About 20 million Americans have been diagnosed with asthma, a long-term lung disease that causes swelling and narrowing of the airways. The condition has been linked to oral health, with patients having increased risk for cavities, gum problems, and bad breath.
One of the main culprits negatively impacting an asthma patient’s oral health is the medication required to treat the condition. Some medicines, such as corticosteroids, decrease the flow of saliva. This leads to dry mouth, which in turn can increase cavities and bad breath. Dry mouth is worsened by the fact that many asthma patients breathe through their mouth. Inhaled steroids can also increase the risk of thrush, which is caused by an overgrowth of yeast in the mouth.
Here are some tips for keeping your mouth safe while still controlling your asthma:
- Make sure your dentist is aware of your condition, as well as all medications that you are taking.
- Rinse your mouth with water or a fluoride mouthwash after using your inhaler.
- Consider using a spacer device with your inhaler, which will spray the medication directly into your throat and avoid some of the direct risks to your mouth.

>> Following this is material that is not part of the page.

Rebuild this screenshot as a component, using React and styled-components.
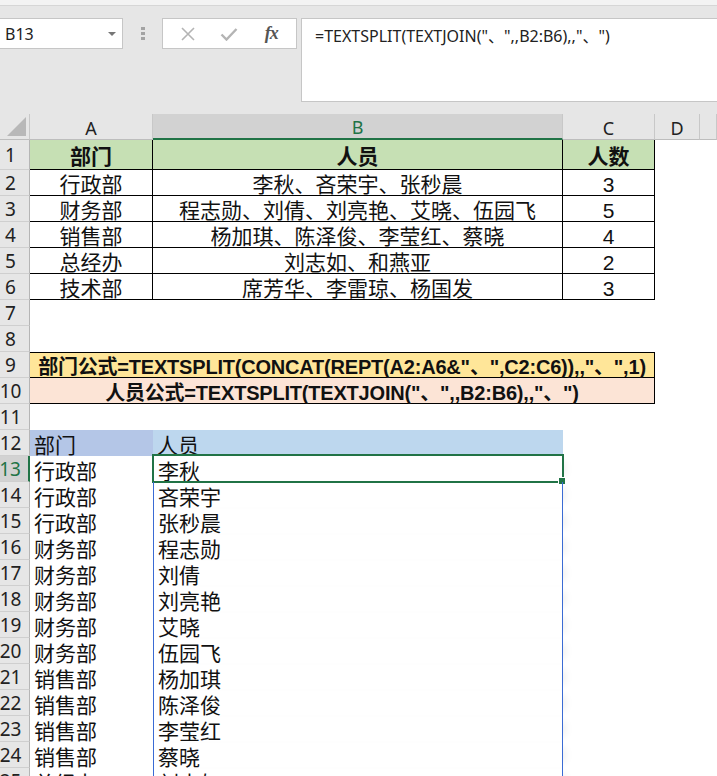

- Bring your inhaler with you to dentist appointments, both to show it to your dentist and to have your medication available in case you experience an asthma attack at the office.
- Ask your dentist if more frequent dental visits are recommended in your case.
- Inquire about adding fluoride supplements to your routine, especially in areas where the water is not fluoridated.
- Maintain good brushing and flossing habits.